Pharmaceutical company Pfizer said Friday that most of the damage from the tornado was inflicted on the storage and not the manufacturing area of the plant.
“Most of the damage was caused to the warehouse facility, which stores raw materials, packaging supplies, and finished medicines awaiting release by quality assurance. Pfizer is working diligently to move product to other nearby sites for storage and to identify sources to replace damaged raw materials and supplies,” the company announced.
Debris is scattered around the Pfizer facility in Rocky Mount, N.C., after damage from severe weather, on July 19, 2023. (Travis Long/The News & Observer via AP)

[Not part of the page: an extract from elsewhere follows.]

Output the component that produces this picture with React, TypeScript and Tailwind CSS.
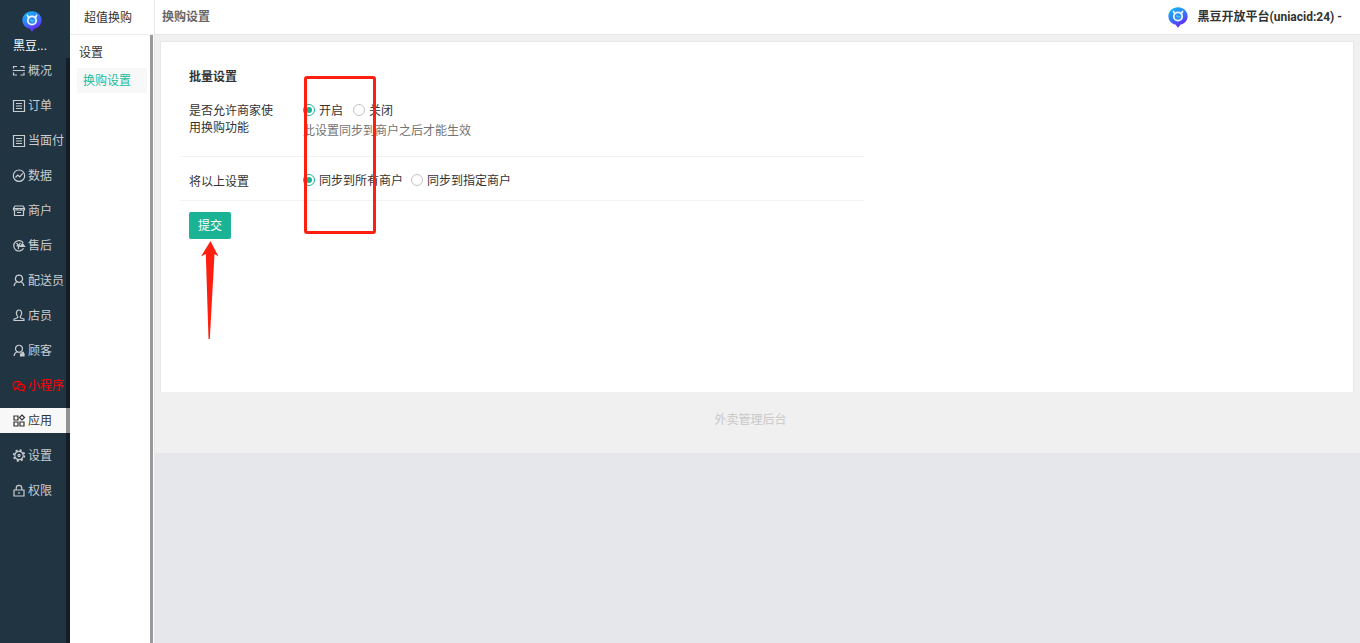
import React from "react";

type IconName =
  | "scan"
  | "list"
  | "chart"
  | "shop"
  | "refund"
  | "rider"
  | "clerk"
  | "customer"
  | "wechat"
  | "apps"
  | "gear"
  | "lock";

const iconShapes: Record<IconName, React.ReactNode> = {
  scan: (
    <path d="M1.5 4.5v-2H5M8.500 2.500h3.500v2M1.500 8.500v2.500H5M8.500 11H12V8.500M.8 6.500h12" />
  ),
  list: (
    <>
      <path d="M1.500 1.500v11h11v-11zM.8 1.500h12M4 4.500h6M4 7h6M4 9.500h6" />
    </>
  ),
  chart: (
    <>
      <circle cx="7" cy="6.700" r="5.700" />
      <path d="M3.500 8.500 5.700 6l2 1.800 3-3.400" />
    </>
  ),
  shop: (
    <>
      <path d="M3 2h8l1.500 2.500V6h-11V4.500zM1.500 4.500h11M2.500 6v5.500h9V6" />
      <path d="M5 8.500h4M5 4.500V6M9 4.500V6" />
    </>
  ),
  refund: (
    <>
      <path d="M11.500 9.300a5.200 5.200 0 1 1-.3-5.500" />
      <path d="m4.500 3.800 2 2.700 2-2.700M6.500 6.500v3.700M4.500 6.800h4" />
      <path d="M8.500 7.300h4L10.500 4.800z" fill="currentColor" />
    </>
  ),
  rider: (
    <path d="M7 1.200a3.500 3.500 0 0 1 1.700 6.600c2 .6 3 2 3.200 4.200M7 1.200a3.500 3.500 0 0 0-1.700 6.600c-2 .6-3 2-3.200 4.200M5.300 7.800c1 .6 2.400.6 3.400 0" />
  ),
  clerk: (
    <path d="M7 1C5 1 4.400 2.600 4.400 4.200c0 1.400.5 2.500 1.300 3.200v1.300L2 10.200v1.300h10v-1.300L8.300 8.700V7.400c.8-.7 1.300-1.800 1.300-3.200C9.600 2.600 9 1 7 1z" />
  ),
  customer: (
    <>
      <path d="M2.100 12c.2-2.200 1.200-3.600 3.200-4.200a3.500 3.500 0 1 1 3.400 0c-1 .6-2.400.6-3.400 0" />
      <path d="M8.500 9.800h3.500V12H8.500zM9.300 8.300h2v1.500" fill="currentColor" />
    </>
  ),
  wechat: (
    <>
      <path d="M5 9.400c-2.200 0-3.900-1.500-3.900-3.400C1.100 4 2.900 2.400 5.100 2.400c2 0 3.700 1.200 4 2.900" />
      <path d="M3 9l-.3 1.500 1.800-1" />
      <path d="M9.200 5.400c2 0 3.600 1.300 3.600 3 0 .9-.5 1.700-1.200 2.200l.3 1.300-1.500-.7c-2.700.5-4.800-.9-4.800-2.800 0-1.700 1.600-3 3.600-3z" />
      <path d="M3.300 5.200h1M6 5.200h1M7.300 8h1M10 8h1" />
    </>
  ),
  apps: (
    <>
      <path d="M2 2h4v4H2zM2 8h4v4H2zM8 8h4v4H8z" />
      <path d="m10 1 2.500 2.500L10 6 7.500 3.500z" />
    </>
  ),
  gear: (
    <>
      <circle cx="7" cy="6.500" r="4.200" />
      <circle cx="7" cy="6.500" r="5.400" strokeWidth="1.600" strokeDasharray="2.120 2.120" />
      <circle cx="7" cy="6.500" r="1.100" />
    </>
  ),
  lock: (
    <>
      <path d="M2 6h10v6H2zM4.200 6V4.200a2.800 2.800 0 0 1 5.600 0V6" />
      <path d="M7 8v2" />
    </>
  ),
};

const navItems: { label: string; icon: IconName }[] = [
  { label: "概况", icon: "scan" },
  { label: "订单", icon: "list" },
  { label: "当面付", icon: "list" },
  { label: "数据", icon: "chart" },
  { label: "商户", icon: "shop" },
  { label: "售后", icon: "refund" },
  { label: "配送员", icon: "rider" },
  { label: "店员", icon: "clerk" },
  { label: "顾客", icon: "customer" },
  { label: "小程序", icon: "wechat" },
  { label: "应用", icon: "apps" },
  { label: "设置", icon: "gear" },
  { label: "权限", icon: "lock" },
];

const NavIcon = ({ name }: { name: IconName }) => (
  <svg
    viewBox="0 0 14 14"
    className="h-[14px] w-[14px] shrink-0"
    fill="none"
    stroke="currentColor"
    strokeWidth="1.200"
    aria-hidden="true"
  >
    {iconShapes[name]}
  </svg>
);

const Logo = ({ id }: { id: string }) => (
  <svg viewBox="0 0 20 21" className="h-[21px] w-5" aria-hidden="true">
    <defs>
      <linearGradient id={id} x1="0" y1="0" x2="0.5" y2="1">
        <stop offset="0" stopColor="#12c0fa" />
        <stop offset="0.5" stopColor="#2f80f8" />
        <stop offset="1" stopColor="#6a28f5" />
      </linearGradient>
    </defs>
    <path
      d="M10 .3c5.400 0 9.600 4 9.600 8.900 0 4.300-3 7.300-7 8.400L10 20.700l-2.600-3.100c-4-1.100-7-4.100-7-8.400C.4 4.300 4.600.3 10 .3z"
      fill={`url(#${id})`}
    />
    <circle cx="10" cy="9.500" r="4.200" fill="#2f8cf8" stroke="#e9f6ff" strokeWidth="1.800" />
    <path d="M5.500 4.300 6.700 7M14.500 4.300 13.300 7" stroke="#e9f6ff" strokeWidth="1.700" strokeLinecap="round" />
    <path d="M8.600 8.300c.4 1.800 2.400 2.400 3.200.9" fill="none" stroke="#4fd4ff" strokeWidth="1.200" />
  </svg>
);

const Radio = ({
  name,
  label,
  defaultChecked,
}: {
  name: string;
  label: string;
  defaultChecked?: boolean;
}) => (
  <label className="flex items-start gap-1">
    <input
      type="radio"
      name={name}
      defaultChecked={defaultChecked}
      className="mt-px h-3 w-3 appearance-none rounded-full border border-[#c4c4c4] bg-white bg-clip-content p-[2px] checked:border-[#1ab394] checked:bg-[#1ab394]"
    />
    {label}
  </label>
);

const Sidebar = () => (
  <nav className="flex w-[70px] shrink-0 flex-col bg-[#213442] text-[#c9cdd0]">
    <div className="flex h-[58px] flex-col items-start gap-[2px] px-3 pt-[11px] text-white">
      <div className="pl-[10px]">
        <Logo id="brand-side" />
      </div>
      <span className="pl-px leading-6">黑豆...</span>
    </div>
    <ul className="flex flex-1 flex-col gap-[10px] border-r-4 border-[#131e28]">
      {navItems.map((item) => (
        <li key={item.label}>
          <a
            href="#"
            className={
              "-mr-1 flex h-[25px] items-center gap-[2px] whitespace-nowrap pl-3 " +
              (item.label === "应用"
                ? "border-r-4 border-[#929292] bg-[#f8f8f8] text-[#333]"
                : item.label === "小程序"
                  ? "text-[#f00]"
                  : "")
            }
          >
            <NavIcon name={item.icon} />
            {item.label}
          </a>
        </li>
      ))}
    </ul>
  </nav>
);

const SubMenu = () => (
  <aside className="flex w-[84px] shrink-0 flex-col bg-white">
    <h2 className="h-[35px] border-b border-[#ededed] pl-[14px] leading-9">超值换购</h2>
    <div className="mr-px flex-1 border-r-[3px] border-[#999] pt-[6px]">
      <h3 className="pl-[9px] leading-6">设置</h3>
      <a
        href="#"
        className="ml-[7px] mr-[3px] mt-[3px] block h-[25px] bg-[#f8f8f8] pl-[6px] leading-[27px] text-[#1abc9c]"
      >
        换购设置
      </a>
    </div>
  </aside>
);

// Red marks that point out the switches and the submit button
const Marks = () => (
  <div className="pointer-events-none" aria-hidden="true">
    <div className="absolute left-[143px] top-[34px] h-[158px] w-[72px] rounded-[3px] border-[3px] border-[#ff1f10]" />
    <svg viewBox="0 0 18 98" className="absolute left-10 top-[199px] h-[98px] w-[18px]">
      <path d="M9.500 0 17.500 15.500 13.500 13 8.800 98H7.500L4.800 13 0 15.500z" fill="#ff1f10" />
    </svg>
  </div>
);

const SettingsForm = () => (
  <form className="max-w-[703px] pl-[19px] pt-[25px]" onSubmit={(e) => e.preventDefault()}>
    <h3 className="pl-[9px] font-bold leading-5">批量设置</h3>
    <div
      role="radiogroup"
      aria-labelledby="allow-label"
      className="flex h-[70px] border-b border-[#eef3f4] pl-[9px] pt-4"
    >
      <div id="allow-label" className="w-[90px] shrink-0 leading-[17px]">
        是否允许商家使用换购功能
      </div>
      <div className="pl-6">
        <div className="flex gap-[10px] leading-[17px]">
          <Radio name="allow" label="开启" defaultChecked />
          <Radio name="allow" label="关闭" />
        </div>
        <p className="leading-[22px] text-[#737373]">此设置同步到商户之后才能生效</p>
      </div>
    </div>
    <div
      role="radiogroup"
      aria-labelledby="sync-label"
      className="flex h-11 border-b border-[#f3f3f3] pl-[9px] pt-4"
    >
      <div id="sync-label" className="w-[90px] shrink-0 leading-[18px]">
        将以上设置
      </div>
      <div className="flex gap-2 pl-6 leading-[17px]">
        <Radio name="sync" label="同步到所有商户" defaultChecked />
        <Radio name="sync" label="同步到指定商户" />
      </div>
    </div>
    <button
      type="submit"
      className="ml-[9px] mt-[11px] block h-[27px] rounded-[2px] bg-[#1ab394] px-[9px] text-white"
    >
      提交
    </button>
  </form>
);

const App = () => {
  return (
    <div className='flex min-h-screen bg-[#e6e7eb] font-["Liberation_Sans","Noto_Sans_CJK_SC",sans-serif] text-xs text-[#333]'>
      <Sidebar />
      <SubMenu />
      <div className="min-w-0 flex-1">
        {/* Top bar */}
        <header className="flex h-[35px] items-center justify-between border-b border-l border-[#e7e7e7] bg-white pl-[7px] pr-[18px]">
          <h1 className="font-bold text-[#666]">换购设置</h1>
          <button
            type="button"
            className='flex items-center gap-[10px] font-["Roboto","Noto_Sans_CJK_SC",sans-serif] font-bold'
          >
            <Logo id="brand-top" />
            <span>黑豆开放平台(uniacid:24) -</span>
          </button>
        </header>
        {/* Content */}
        <main className="border-l border-[#e7e7e7] bg-[#f0f0f0] px-[5px] pb-[5px] pt-[6px]">
          <section className="relative mr-px min-h-[351px] border border-b-0 border-[#e7e7e7] bg-white">
            <SettingsForm />
            <Marks />
          </section>
          <footer className="pb-4 pr-[14px] pt-4 text-center leading-6 text-[#c8c8c8]">
            外卖管理后台
          </footer>
        </main>
      </div>
    </div>
  );
};

export default App;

“Pfizer is also exploring alternative manufacturing locations for production across our significant manufacturing presence in the U.S. and internationally and across the company’s partner network. After an initial assessment, there does not appear to be any major damage to the medicine production areas.”
The drugmaker’s ability to salvage production equipment and other essential materials could mitigate what experts feared would trigger further shortages in the United States, which is already struggling with existing drug shortages.
An EF-3 tornado moved through the Rocky Mount area and tore off the roof of the Pfizer plant and inflicted other damage there on Wednesday. Pfizer said that all its local 3,200 Pfizer employees are “safe and accounted for.”
The Rocky Mount plant, which spans 1.4 million square feet, is responsible for producing some 25 percent of all of Pfizer’s sterile injectables used in U.S. hospitals—or nearly 8 percent of all sterile injectables used in U.S. hospitals. This includes anesthesia, analgesia, therapeutics, anti-infectives, and neuromuscular blockers.
The plant does not make or store Pfizer’s COVID-19 vaccine, or the Comirnaty and Paxlovid treatments.
Mr. Califf said that in the coming days, the FDA will complete a more extensive evaluation of the products that might be affected and the current domestic supply of those medications. “Many weeks’ worth” of the destroyed drugs should be available in Pfizer’s other warehouses, he added.
The Associated Press contributed to this report.